For this to work properly, though, there needs to be an understanding that the term ‘music teacher’ doesn't just mean a classroom teacher. The vital work that vocal and instrumental teachers (VMTs) do is generally undervalued and undercelebrated in schools – so often, those one-to-one lessons are sources of focused attention and value that change lives. Raising the status of VMTs, not just in schools but across the profession, would attract so many more musicians to this incredibly powerful work.

But what about piano accompaniment, leading ensembles, coaching performances, developing young composers, connecting students with the practical world of live music-making – as that line-up of celebrated musicians from history mentioned earlier in this article did?

The vision of the National Plan for Music Education is for ‘all children and young people to have the opportunity to progress their musical interests and talents, including professionally’. This is where there needs to be some ‘out of the box’ thinking and we encourage the many thousands of professional musicians across the country to work in schools. The statistics would support such a move – there are just over 4,000 state secondary schools in the UK, 7,000 classroom music teachers in the secondary sector, and approximately 49,700 professional musicians in the UK. Engaging thousands of professional musicians to devote part of their portfolio career to making music in schools – to consider themselves to be music teachers as well – would only enrich music education and would break the vicious circle that we currently find ourselves in.

At DRET, along with other MATs, we have developed a musician-in-residence scheme in which professional musicians work in secondary schools for one or two days each week and are valued as an important members of their school communities. They don't teach the curriculum – that's the role of our brilliant classroom teachers – but they bring their professional experience as a musician to bear in the school, coaching individual students and small groups, supporting classroom teachers inside and outside the classroom through practical music-making, enabling music to be heard outside the confines of the music department, and connecting students to the wider cultural ‘mainframe’ of the country through their own professional connections. They have also become trusted colleagues and confidants of classroom teachers, often coaching them in developing further musical skills (for example, piano playing, improvising, singing).

The amount and level of music-making in schools with musicians-in-residence has increased significantly. Engaging a professional musician to devote two full days each week to co-curricular music, with no distractions, inevitably leads to more focused and engaged student musicians. It enables VMTs to focus on technique during the 20- or 30-minute lesson, knowing that the musician-in-residence will develop their performing skills. It allows the classroom music teacher space to focus on engaging every school student through well-planned curriculum music, in the knowledge that other aspects of the music department are in hand. And it engenders a mature understanding and appreciation among all practitioners of each other's musical skill-set.

It's a deeply musical thing. Just as a choir consists of different voice types and an orchestra of different instruments, each with their own quality of sound, range and techniques, so a music department should consist of different types of teacher-musician, each complementing the other and together creating a fruitful, thriving working environment.
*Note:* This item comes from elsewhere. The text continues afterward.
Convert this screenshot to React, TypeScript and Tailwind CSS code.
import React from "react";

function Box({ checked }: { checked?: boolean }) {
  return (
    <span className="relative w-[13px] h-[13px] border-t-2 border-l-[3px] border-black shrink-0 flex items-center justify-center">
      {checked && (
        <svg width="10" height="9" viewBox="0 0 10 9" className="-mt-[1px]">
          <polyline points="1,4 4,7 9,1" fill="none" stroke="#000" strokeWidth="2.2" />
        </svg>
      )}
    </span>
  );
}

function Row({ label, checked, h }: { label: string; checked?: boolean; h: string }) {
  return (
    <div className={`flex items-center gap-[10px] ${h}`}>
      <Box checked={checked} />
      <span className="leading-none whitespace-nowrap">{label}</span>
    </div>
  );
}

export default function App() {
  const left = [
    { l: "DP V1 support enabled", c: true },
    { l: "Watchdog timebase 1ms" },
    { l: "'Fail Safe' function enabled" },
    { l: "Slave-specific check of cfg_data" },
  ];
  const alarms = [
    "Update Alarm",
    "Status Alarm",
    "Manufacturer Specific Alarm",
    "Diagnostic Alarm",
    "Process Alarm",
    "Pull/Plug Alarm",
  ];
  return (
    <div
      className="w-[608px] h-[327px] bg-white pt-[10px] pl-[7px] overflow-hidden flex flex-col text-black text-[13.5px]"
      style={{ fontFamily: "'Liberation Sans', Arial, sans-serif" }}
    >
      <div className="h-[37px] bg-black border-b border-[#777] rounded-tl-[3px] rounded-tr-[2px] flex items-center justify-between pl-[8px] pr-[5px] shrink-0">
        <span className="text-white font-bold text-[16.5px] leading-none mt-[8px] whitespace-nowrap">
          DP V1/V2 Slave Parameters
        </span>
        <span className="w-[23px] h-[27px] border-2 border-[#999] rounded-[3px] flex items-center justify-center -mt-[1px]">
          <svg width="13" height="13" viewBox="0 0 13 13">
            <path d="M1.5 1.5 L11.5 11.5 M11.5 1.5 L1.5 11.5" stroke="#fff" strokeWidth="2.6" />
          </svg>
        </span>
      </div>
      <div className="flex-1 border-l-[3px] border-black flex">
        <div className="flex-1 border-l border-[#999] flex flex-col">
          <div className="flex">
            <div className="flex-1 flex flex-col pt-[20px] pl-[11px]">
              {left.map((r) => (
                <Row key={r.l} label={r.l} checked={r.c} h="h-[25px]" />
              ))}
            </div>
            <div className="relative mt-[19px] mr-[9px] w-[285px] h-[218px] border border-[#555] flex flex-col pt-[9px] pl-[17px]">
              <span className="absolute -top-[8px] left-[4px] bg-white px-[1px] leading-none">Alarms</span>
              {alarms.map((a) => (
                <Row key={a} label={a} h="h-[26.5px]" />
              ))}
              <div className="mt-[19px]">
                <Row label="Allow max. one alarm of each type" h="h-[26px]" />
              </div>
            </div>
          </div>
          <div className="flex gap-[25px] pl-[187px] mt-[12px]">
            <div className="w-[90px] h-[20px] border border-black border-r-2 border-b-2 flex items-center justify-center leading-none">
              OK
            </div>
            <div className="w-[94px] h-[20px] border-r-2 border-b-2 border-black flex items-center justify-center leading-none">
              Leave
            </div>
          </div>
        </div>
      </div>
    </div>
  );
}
And the concept is not actually all that new – sport has been doing this for years. It's normal for a professional sportsperson to work as a coach in a school: they love focusing on their craft; children and young people love working with experts. So, let's make it equally normal for professional musicians to do the same.

In the DRET schools with musicians-in-residence, we are already seeing curriculum, co-curriculum and enrichment working in close connection, resulting in more students taking GCSE and A Level Music and thriving. Taken together with the expected revised accountability measures and greater focus on the arts, not only will this work the curriculum-based budgeting model into allowing more curriculum music teachers to be employed, but will in turn create the next generation of future music teachers further down the road. It's a no-brainer.

The future

We're living in an ever-busier world, with increasing demands on schools and teachers alike. We need to be realistic about what an individual can do well (and schools really should be places where quality is modelled and enabled) and so staffing music education in schools needs greater clarity and also greater visibility and exposure.
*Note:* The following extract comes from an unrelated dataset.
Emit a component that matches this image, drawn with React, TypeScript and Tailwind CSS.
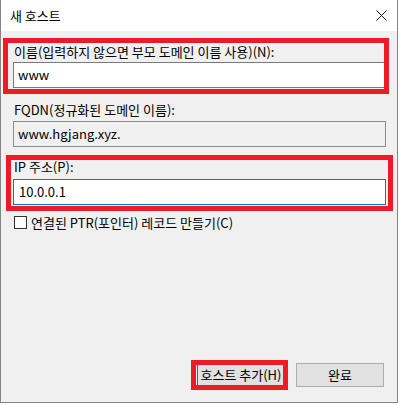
import React from "react";

const font = { fontFamily: '"Noto Sans CJK KR", "Noto Sans", sans-serif' };

const RedBox = ({ className }: { className: string }) => (
  <div className={`pointer-events-none absolute border-[5px] border-[#ed1c24] ${className}`} />
);

export default function App() {
  return (
    <div className="relative w-[401px] h-[405px] overflow-hidden bg-white text-[13px] text-black" style={font}>
      <div className="flex h-[403px] w-[398px] flex-col border-x border-b border-[#858585] bg-[#f0f0f0]">
        {/* title bar */}
        <div className="flex h-[31px] shrink-0 items-center justify-between bg-white pl-[9px] pr-[9px]">
          <span className="leading-4">새 호스트</span>
          <svg width="11" height="11" viewBox="0 0 11 11" className="mr-[1px]">
            <path d="M0.5 0.5 L10.5 10.5 M10.5 0.5 L0.5 10.5" stroke="#111" strokeWidth="1" fill="none" />
          </svg>
        </div>

        {/* body */}
        <div className="flex flex-1 flex-col pl-[12px] pr-[11px] pt-[13px] pb-[15px]">
          <label className="ml-[1px] h-4 leading-4">이름(입력하지 않으면 부모 도메인 이름 사용)(N):</label>
          <div className="mt-[2px] flex h-[26px] w-[373px] items-center border border-[#7a7a7a] bg-white pl-[4px] leading-4">
            www
          </div>

          <label className="ml-[1px] mt-[14px] h-4 leading-4">FQDN(정규화된 도메인 이름):</label>
          <div className="mt-[3px] flex h-[26px] w-[373px] items-center border border-[#8c8c8c] bg-[#f0f0f0] pl-[4px] leading-4">
            www.hgjang.xyz.
          </div>

          <label className="ml-[1px] mt-[12px] h-4 leading-4">IP 주소(P):</label>
          <div className="mt-[4px] flex h-[26px] w-[373px] items-center border border-[#0078d7] bg-white pl-[5px] leading-4">
            10.0.0.1
          </div>

          <div className="ml-[1px] mt-[11px] flex h-[13px] items-center gap-[4px]">
            <span className="h-[13px] w-[13px] border border-[#333] bg-white" />
            <span className="leading-4">연결된 PTR(포인터) 레코드 만들기(C)</span>
          </div>

          <div className="mt-auto flex justify-end gap-[11px] pr-[2px]">
            <button className="flex h-[24px] w-[88px] items-center justify-center border border-[#0078d7] bg-[#e1e1e1] leading-4">
              호스트 추가(H)
            </button>
            <button className="flex h-[24px] w-[88px] items-center justify-center border border-[#adadad] bg-[#e1e1e1] leading-4">
              완료
            </button>
          </div>
        </div>
      </div>

      <RedBox className="left-[3px] top-[38px] h-[56px] w-[386px]" />
      <RedBox className="left-[6px] top-[155px] h-[56px] w-[387px]" />
      <RedBox className="left-[191px] top-[360px] h-[30px] w-[97px]" />
    </div>
  );
}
People will be encouraged to join the movement to ensure excellent music education in schools across the country if the expectations are clear, strong role models encourage and demystify the craft of music teaching, and if music teaching is celebrated as the inspirational vocation that it is. As music teachers, we need to take some responsibility for this mission, showing our students by example just how worthwhile, enjoyable and fulfilling the job is. The inspirational role models need to come from within the profession.

Curriculum music lies at the heart of schools – let's allow classroom music teachers to make this their primary focus, cherishing and nurturing the craft of teaching every student in the school through a rich, purposeful curriculum. We need to celebrate excellent classroom teaching, with the three subject associations and publications such as this providing outstanding support materials and CPD.
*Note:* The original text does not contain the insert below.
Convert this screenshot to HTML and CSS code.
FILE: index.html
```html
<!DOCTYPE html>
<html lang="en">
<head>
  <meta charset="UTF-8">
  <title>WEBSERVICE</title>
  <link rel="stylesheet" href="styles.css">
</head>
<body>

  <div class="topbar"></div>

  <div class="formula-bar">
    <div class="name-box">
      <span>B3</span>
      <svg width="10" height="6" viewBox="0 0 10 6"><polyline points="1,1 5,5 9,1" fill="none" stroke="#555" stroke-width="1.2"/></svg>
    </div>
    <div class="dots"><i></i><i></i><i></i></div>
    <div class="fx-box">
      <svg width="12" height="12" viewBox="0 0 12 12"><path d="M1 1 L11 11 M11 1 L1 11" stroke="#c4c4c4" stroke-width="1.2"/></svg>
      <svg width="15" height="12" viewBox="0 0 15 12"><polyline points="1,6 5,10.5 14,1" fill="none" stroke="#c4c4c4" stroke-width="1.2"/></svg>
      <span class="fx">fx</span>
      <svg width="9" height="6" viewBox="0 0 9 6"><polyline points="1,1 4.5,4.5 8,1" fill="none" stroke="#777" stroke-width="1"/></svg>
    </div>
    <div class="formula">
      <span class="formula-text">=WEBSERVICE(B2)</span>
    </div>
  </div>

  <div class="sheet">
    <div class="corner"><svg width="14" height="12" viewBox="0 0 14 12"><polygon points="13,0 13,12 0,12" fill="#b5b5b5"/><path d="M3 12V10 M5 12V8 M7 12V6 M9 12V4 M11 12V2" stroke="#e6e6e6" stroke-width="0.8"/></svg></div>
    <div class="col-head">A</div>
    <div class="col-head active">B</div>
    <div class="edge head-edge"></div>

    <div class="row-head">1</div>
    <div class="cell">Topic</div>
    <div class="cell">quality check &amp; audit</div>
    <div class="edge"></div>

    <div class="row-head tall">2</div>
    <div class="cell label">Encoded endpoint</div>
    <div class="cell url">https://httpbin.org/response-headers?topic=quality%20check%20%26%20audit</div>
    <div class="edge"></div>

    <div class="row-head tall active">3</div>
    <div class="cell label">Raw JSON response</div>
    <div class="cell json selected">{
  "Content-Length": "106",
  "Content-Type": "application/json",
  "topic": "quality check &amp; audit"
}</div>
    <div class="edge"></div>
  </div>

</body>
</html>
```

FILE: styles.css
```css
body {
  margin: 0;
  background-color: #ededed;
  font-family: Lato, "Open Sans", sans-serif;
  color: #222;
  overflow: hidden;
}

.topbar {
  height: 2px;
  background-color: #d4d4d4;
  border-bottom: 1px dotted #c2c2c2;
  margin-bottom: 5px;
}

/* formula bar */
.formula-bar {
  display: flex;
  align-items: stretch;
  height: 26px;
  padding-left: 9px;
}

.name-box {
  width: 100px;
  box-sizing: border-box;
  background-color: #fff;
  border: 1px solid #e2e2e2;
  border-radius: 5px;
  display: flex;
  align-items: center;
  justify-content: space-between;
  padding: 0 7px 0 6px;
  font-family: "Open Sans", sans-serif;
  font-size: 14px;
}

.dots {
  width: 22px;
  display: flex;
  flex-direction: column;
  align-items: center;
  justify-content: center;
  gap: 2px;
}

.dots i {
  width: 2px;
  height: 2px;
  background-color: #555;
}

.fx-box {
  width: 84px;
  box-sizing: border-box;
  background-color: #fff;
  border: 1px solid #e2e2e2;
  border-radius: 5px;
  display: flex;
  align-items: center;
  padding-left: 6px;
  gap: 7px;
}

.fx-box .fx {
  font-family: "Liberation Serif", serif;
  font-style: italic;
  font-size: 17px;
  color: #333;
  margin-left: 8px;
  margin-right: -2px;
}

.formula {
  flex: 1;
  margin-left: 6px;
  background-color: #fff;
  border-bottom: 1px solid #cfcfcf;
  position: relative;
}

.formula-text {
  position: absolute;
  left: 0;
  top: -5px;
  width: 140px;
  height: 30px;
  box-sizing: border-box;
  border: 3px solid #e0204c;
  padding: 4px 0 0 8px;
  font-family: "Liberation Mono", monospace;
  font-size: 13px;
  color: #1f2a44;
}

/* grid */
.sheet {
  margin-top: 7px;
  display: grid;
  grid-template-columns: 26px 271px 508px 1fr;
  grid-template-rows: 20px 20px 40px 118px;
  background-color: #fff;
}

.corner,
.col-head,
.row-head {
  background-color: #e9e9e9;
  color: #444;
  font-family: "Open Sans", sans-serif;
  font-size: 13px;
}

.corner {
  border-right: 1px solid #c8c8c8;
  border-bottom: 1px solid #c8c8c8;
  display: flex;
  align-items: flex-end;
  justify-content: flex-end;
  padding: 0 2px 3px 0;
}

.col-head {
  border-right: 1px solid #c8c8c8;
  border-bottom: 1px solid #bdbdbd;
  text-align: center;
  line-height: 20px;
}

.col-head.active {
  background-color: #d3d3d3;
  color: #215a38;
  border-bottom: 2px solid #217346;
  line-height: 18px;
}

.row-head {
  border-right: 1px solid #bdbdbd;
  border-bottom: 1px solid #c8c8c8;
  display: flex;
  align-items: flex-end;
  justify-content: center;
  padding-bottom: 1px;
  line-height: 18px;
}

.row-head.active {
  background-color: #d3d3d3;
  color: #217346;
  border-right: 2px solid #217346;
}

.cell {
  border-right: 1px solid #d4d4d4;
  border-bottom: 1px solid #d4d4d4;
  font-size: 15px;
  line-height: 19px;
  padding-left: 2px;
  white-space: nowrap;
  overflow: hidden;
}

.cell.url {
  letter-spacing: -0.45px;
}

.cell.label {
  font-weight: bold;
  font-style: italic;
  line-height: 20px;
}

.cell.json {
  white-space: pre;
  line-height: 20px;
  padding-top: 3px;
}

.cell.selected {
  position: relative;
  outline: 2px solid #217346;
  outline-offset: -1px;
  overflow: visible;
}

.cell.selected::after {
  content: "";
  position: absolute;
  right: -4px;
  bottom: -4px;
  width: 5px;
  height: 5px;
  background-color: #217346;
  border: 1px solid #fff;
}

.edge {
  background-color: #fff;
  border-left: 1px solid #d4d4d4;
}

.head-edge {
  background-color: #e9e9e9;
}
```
The status of VMTs needs to be raised – not just in employment status but in the respect given by schools and the music profession at large to their profound work. To devote one's working life to instrumental teaching affects hundreds of lives, and this should be given similar status at conservatoires to those proceeding to performing careers.

Developing musician-in-residence positions in schools across the country could be the catalyst for profound change not just in schools' music provision, but in the respect given to music education at large. There are already potent examples of outstanding musicians doing this. And, rather than professional musicians talking to each other and despairing of the state of music in schools, this creates the means for them to do something practical about it themselves. Everyone will be in it together. And everyone will consider themselves music teachers.

Being realistic, if we want the state of music in schools to improve, we have to develop a mixed model such as this. The impact of the decline in the take-up of music qualifications over the last decade will continue to play out for many years – waiting for ‘normal service’ to resume will deny the current generation of children and young people the music education they deserve.

In short, let's not only celebrate the power of good music teaching, but also open up and publicise more pathways for many more musicians to make and lead music in schools. There'll then be many, many more good music teachers to thank.